Using the 105 Millimeter Howitzer from 10,000 feet to blow up a town while seeking one man, is a classic example of mismatched firepower. It is almost as stupid as using F-18 Strike fighters in Counterterrorism operations. Now that the Army is finally admitting they may have killed a lot of civilians, perhaps we can begin to recalibrate our fighting strategy in Afghanistan. If our soldiers believe they can call in airstrikes whenever they are under attack, with no regard to collateral damage, we will never win the hearts and minds of the Afghani people.

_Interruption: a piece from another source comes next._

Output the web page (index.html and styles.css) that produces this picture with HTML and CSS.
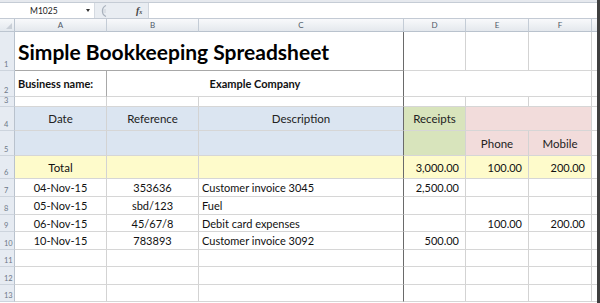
FILE: index.html
```html
<!DOCTYPE html>
<html lang="en">

<head>
    <meta charset="UTF-8">
    <title>Simple Bookkeeping Spreadsheet</title>
    <link rel="stylesheet" href="styles.css">
</head>

<body>
    <div class="window">
        <!-- ribbon remnant + formula bar -->
        <div class="ribbon-edge"></div>
        <div class="formula-bar">
            <div class="name-box">
                <span class="name">M1025</span>
                <span class="arrow"></span>
            </div>
            <div class="fx-area">
                <svg class="handle" width="10" height="14" viewBox="0 0 10 14">
                    <path d="M8 1.5 A6 6 0 0 0 8 12.5" fill="none" stroke="#a9b2bd" stroke-width="1.2"/>
                    <path d="M5 6 H8 M5 8 H8" stroke="#c3c9d1" stroke-width="0.8"/>
                </svg>
                <span class="fx">f<small>x</small></span>
            </div>
            <div class="formula-input"></div>
        </div>

        <div class="sheet">
            <!-- column headers -->
            <div class="corner"><span class="tri"></span></div>
            <div class="ch">A</div>
            <div class="ch">B</div>
            <div class="ch">C</div>
            <div class="ch">D</div>
            <div class="ch">E</div>
            <div class="ch">F</div>
            <div class="ch g"></div>

            <!-- row 1 -->
            <div class="rh">1</div>
            <div class="cell title span3 col-c frame-b">Simple Bookkeeping Spreadsheet</div>
            <div class="cell"></div>
            <div class="cell"></div>
            <div class="cell"></div>
            <div class="cell g"></div>

            <!-- row 2 -->
            <div class="rh">2</div>
            <div class="cell bold frame-r">Business name:</div>
            <div class="cell bold center span2 col-c">Example Company</div>
            <div class="cell span3"></div>
            <div class="cell g"></div>

            <!-- row 3 -->
            <div class="rh">3</div>
            <div class="cell"></div>
            <div class="cell"></div>
            <div class="cell col-c"></div>
            <div class="cell"></div>
            <div class="cell"></div>
            <div class="cell"></div>
            <div class="cell g"></div>

            <!-- row 4 -->
            <div class="rh">4</div>
            <div class="cell blue center">Date</div>
            <div class="cell blue center">Reference</div>
            <div class="cell blue center col-c">Description</div>
            <div class="cell green center">Receipts</div>
            <div class="cell pink span2"></div>
            <div class="cell g"></div>

            <!-- row 5 -->
            <div class="rh">5</div>
            <div class="cell blue"></div>
            <div class="cell blue"></div>
            <div class="cell blue col-c"></div>
            <div class="cell green"></div>
            <div class="cell pink center">Phone</div>
            <div class="cell pink center">Mobile</div>
            <div class="cell g"></div>

            <!-- row 6 -->
            <div class="rh">6</div>
            <div class="cell yellow center total">Total</div>
            <div class="cell yellow"></div>
            <div class="cell yellow col-c"></div>
            <div class="cell yellow num">3,000.00</div>
            <div class="cell yellow num">100.00</div>
            <div class="cell yellow num">200.00</div>
            <div class="cell g"></div>

            <!-- row 7 -->
            <div class="rh">7</div>
            <div class="cell center">04-Nov-15</div>
            <div class="cell center">353636</div>
            <div class="cell col-c">Customer invoice 3045</div>
            <div class="cell num">2,500.00</div>
            <div class="cell"></div>
            <div class="cell"></div>
            <div class="cell g"></div>

            <!-- row 8 -->
            <div class="rh">8</div>
            <div class="cell center">05-Nov-15</div>
            <div class="cell center">sbd/123</div>
            <div class="cell col-c">Fuel</div>
            <div class="cell"></div>
            <div class="cell"></div>
            <div class="cell"></div>
            <div class="cell g"></div>

            <!-- row 9 -->
            <div class="rh">9</div>
            <div class="cell center">06-Nov-15</div>
            <div class="cell center">45/67/8</div>
            <div class="cell col-c">Debit card expenses</div>
            <div class="cell"></div>
            <div class="cell num">100.00</div>
            <div class="cell num">200.00</div>
            <div class="cell g"></div>

            <!-- row 10 -->
            <div class="rh">10</div>
            <div class="cell center">10-Nov-15</div>
            <div class="cell center">783893</div>
            <div class="cell col-c">Customer invoice 3092</div>
            <div class="cell num">500.00</div>
            <div class="cell"></div>
            <div class="cell"></div>
            <div class="cell g"></div>

            <!-- rows 11-13 -->
            <div class="rh">11</div>
            <div class="cell"></div>
            <div class="cell"></div>
            <div class="cell col-c"></div>
            <div class="cell"></div>
            <div class="cell"></div>
            <div class="cell"></div>
            <div class="cell g"></div>

            <div class="rh">12</div>
            <div class="cell"></div>
            <div class="cell"></div>
            <div class="cell col-c"></div>
            <div class="cell"></div>
            <div class="cell"></div>
            <div class="cell"></div>
            <div class="cell g"></div>

            <div class="rh">13</div>
            <div class="cell"></div>
            <div class="cell"></div>
            <div class="cell col-c"></div>
            <div class="cell"></div>
            <div class="cell"></div>
            <div class="cell"></div>
            <div class="cell g"></div>
        </div>
    </div>
</body>

</html>
```

FILE: styles.css
```css
* {
    box-sizing: border-box;
}

body {
    margin: 0;
    overflow: hidden;
    background-color: #ffffff;
    font-family: Lato, "Open Sans", sans-serif;
}

.window {
    width: 600px;
    height: 303px;
    border-right: 3px solid #3f3f3f;
    overflow: hidden;
}

.ribbon-edge {
    height: 3px;
    background-color: #e6e9ee;
    border-bottom: 1px solid #c5ccd5;
}

.formula-bar {
    display: flex;
    height: 16px;
    background-color: #e9edf2;
    border-bottom: 1px solid #c3cad4;
}

.name-box {
    width: 95px;
    display: flex;
    align-items: center;
    background-color: #ffffff;
    border-right: 1px solid #d5dae1;
    padding-left: 30px;
}

.name {
    font-size: 8.5px;
    color: #222222;
    flex: 1;
}

.arrow {
    width: 0;
    height: 0;
    margin-right: 4px;
    border-left: 2.5px solid transparent;
    border-right: 2.5px solid transparent;
    border-top: 3px solid #333333;
}

.fx-area {
    width: 53px;
    display: flex;
    align-items: center;
    padding-left: 3px;
}

.handle {
    display: block;
}

.fx {
    margin-left: 28px;
    font-family: "Liberation Serif", serif;
    font-style: italic;
    font-weight: bold;
    font-size: 10px;
    color: #444444;
}

.fx small {
    font-size: 6px;
}

.formula-input {
    flex: 1;
    background-color: #ffffff;
    border-left: 1px solid #cfd5dd;
}

.sheet {
    display: grid;
    grid-template-columns: 15px 92px 92px 205px 62px 63px 63px 5px;
    grid-template-rows: 13px 39px 26px 10px 24px 25px 23px 18px 18px 17px 18px 17px 18px 17px;
}

.corner {
    position: relative;
    background: linear-gradient(#f6f8fa, #e3e8ee);
    border-right: 1px solid #bcc5d0;
    border-bottom: 1px solid #bcc5d0;
}

.corner .tri {
    position: absolute;
    right: 2px;
    bottom: 2px;
    width: 0;
    height: 0;
    border-left: 6px solid transparent;
    border-bottom: 6px solid #c9cfd7;
}

.ch {
    display: flex;
    align-items: center;
    justify-content: center;
    font-size: 8px;
    color: #4f5a68;
    background: linear-gradient(#f8f9fb, #e4e8ed);
    border-right: 1px solid #c4ccd6;
    border-bottom: 1px solid #b9c2cd;
}

.rh {
    display: flex;
    align-items: flex-end;
    padding: 0 0 1px 4px;
    font-size: 7.5px;
    color: #6d7888;
    background-color: #e6ebf2;
    border-right: 1px solid #b9c2cd;
    border-bottom: 1px solid #cdd4dd;
}

.cell {
    display: flex;
    align-items: center;
    padding: 0 3px;
    font-size: 11px;
    color: #111111;
    white-space: nowrap;
    overflow: hidden;
    border-right: 1px solid #d3d3d3;
    border-bottom: 1px solid #d6d6d6;
}

.g {
    border-right: none;
}

.ch.g {
    border-right: none;
}

.span2 {
    grid-column: span 2;
}

.span3 {
    grid-column: span 3;
}

.col-c {
    border-right: 1px solid #6a6a6a;
}

.frame-b {
    border-bottom: 1px solid #a8a8a8;
}

.frame-r {
    border-right: 1px solid #a8a8a8;
}

.title {
    font-size: 21px;
    font-weight: bold;
    color: #000000;
    overflow: visible;
}

.bold {
    font-weight: bold;
}

.center {
    justify-content: center;
}

.num {
    justify-content: flex-end;
    padding-right: 6px;
}

.total {
    font-size: 11.5px;
}

.blue {
    background-color: #dbe5f1;
    color: #222222;
    font-size: 11.5px;
}

.green {
    background-color: #d8e4bc;
    color: #222222;
    font-size: 11.5px;
}

.pink {
    background-color: #f2dcdb;
    color: #222222;
    font-size: 11.5px;
}

.yellow {
    background-color: #fefbcb;
}
```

A little Late for The Base

It seems to me that John McCain had two choices with his VP. He could either reach out to the center and try to pull in independents or he could play to the base of the hard core conservatives. In choosing Palin, he obviously felt the base was far more important than the center.

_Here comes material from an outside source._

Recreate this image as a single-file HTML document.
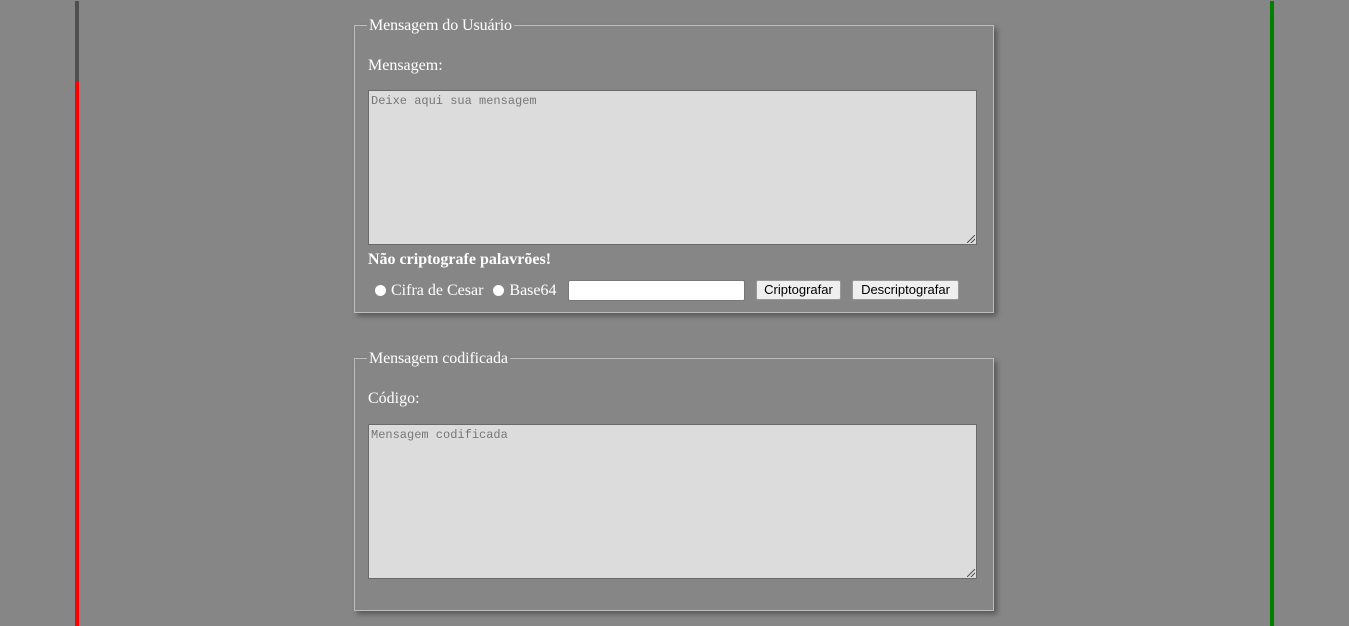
<!DOCTYPE html>
<html><head><meta charset="utf-8"><style>
html,body{margin:0;padding:0;}
body{width:1349px;height:626px;background:#868686;position:relative;overflow:hidden;font-family:"Liberation Serif",serif;color:#fff;}
.l1{position:absolute;left:75px;top:1px;width:4px;height:80px;background:#4f4f4f;}
.l2{position:absolute;left:75px;top:81px;width:4px;height:545px;background:#f00;}
.r{position:absolute;left:1270px;top:1px;width:4px;height:625px;background:#008000;}
.fs{position:absolute;left:354px;width:638px;border:1px solid #bdbdbd;border-top-color:#bdbdbd;box-shadow:3px 3px 5px rgba(0,0,0,.35);}
.lg{position:absolute;top:-9px;left:12px;background:#868686;padding:0 2px;font-size:16px;line-height:18px;letter-spacing:-0.1px;}
.lab{position:absolute;left:13px;font-size:16px;}
.ta{position:absolute;left:13px;width:607px;height:153px;background:#dcdcdc;border:1px solid #6a6a6a;box-sizing:content-box;}
.ta span{position:absolute;left:2px;top:3px;font-family:"Liberation Mono",monospace;font-size:12px;color:#777;}
.ta i{position:absolute;right:1px;bottom:1px;width:8px;height:8px;background:linear-gradient(135deg,transparent 45%,#555 45%,#555 55%,transparent 55%,transparent 70%,#555 70%,#555 80%,transparent 80%);}
.rad{display:inline-block;width:11px;height:11px;border-radius:50%;background:#fff;vertical-align:-1px;margin-right:5px;}
.btn{position:absolute;top:254px;height:18px;background:#efefef;border:1px solid #999;border-radius:2px;color:#000;font-family:"Liberation Sans",sans-serif;font-size:13px;line-height:18px;text-align:center;}
</style></head><body>
<div class="l1"></div><div class="l2"></div><div class="r"></div>
<div class="fs" style="top:25px;height:286px;">
 <div class="lg">Mensagem do Usuário</div>
 <div class="lab" style="top:31px;">Mensagem:</div>
 <div class="ta" style="top:64px;"><span>Deixe aqui sua mensagem</span><i></i></div>
 <div class="lab" style="top:225px;font-weight:bold;">Não criptografe palavrões!</div>
 <div class="lab" style="top:256px;left:20px;"><span class="rad"></span>Cifra de Cesar <span class="rad" style="margin-left:6px"></span>Base64</div>
 <div style="position:absolute;left:213px;top:254px;width:175px;height:19px;background:#fff;border:1px solid #777;border-radius:2px;"></div>
 <div class="btn" style="left:401px;width:83px;">Criptografar</div>
 <div class="btn" style="left:497px;width:105px;">Descriptografar</div>
</div>
<div class="fs" style="top:358px;height:251px;">
 <div class="lg">Mensagem codificada</div>
 <div class="lab" style="top:31px;">Código:</div>
 <div class="ta" style="top:65px;"><span>Mensagem codificada</span><i></i></div>
</div>
</body></html>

At the same time, they suggested, Ms. Palin would also be given the task of appealing to evangelical voters, who have long been unenthusiastic about Mr. McCain. In many ways, the choice of Ms. Palin may prove to have been as much an effort to drive up turnout among the Republican base as it was a move to compete for women.

“We had a solid Republican and evangelical base,” said Charlie Black, a senior adviser to Mr. McCain. “But now it’s going to be very intense.” James C. Dobson, the influential conservative Christian leader who said in the primaries that he could never vote for Mr. McCain, said the selection of Ms. Palin had won him over.

If 65 days before an election, McCain is still worried about conservatives voting for him, he got real troubles.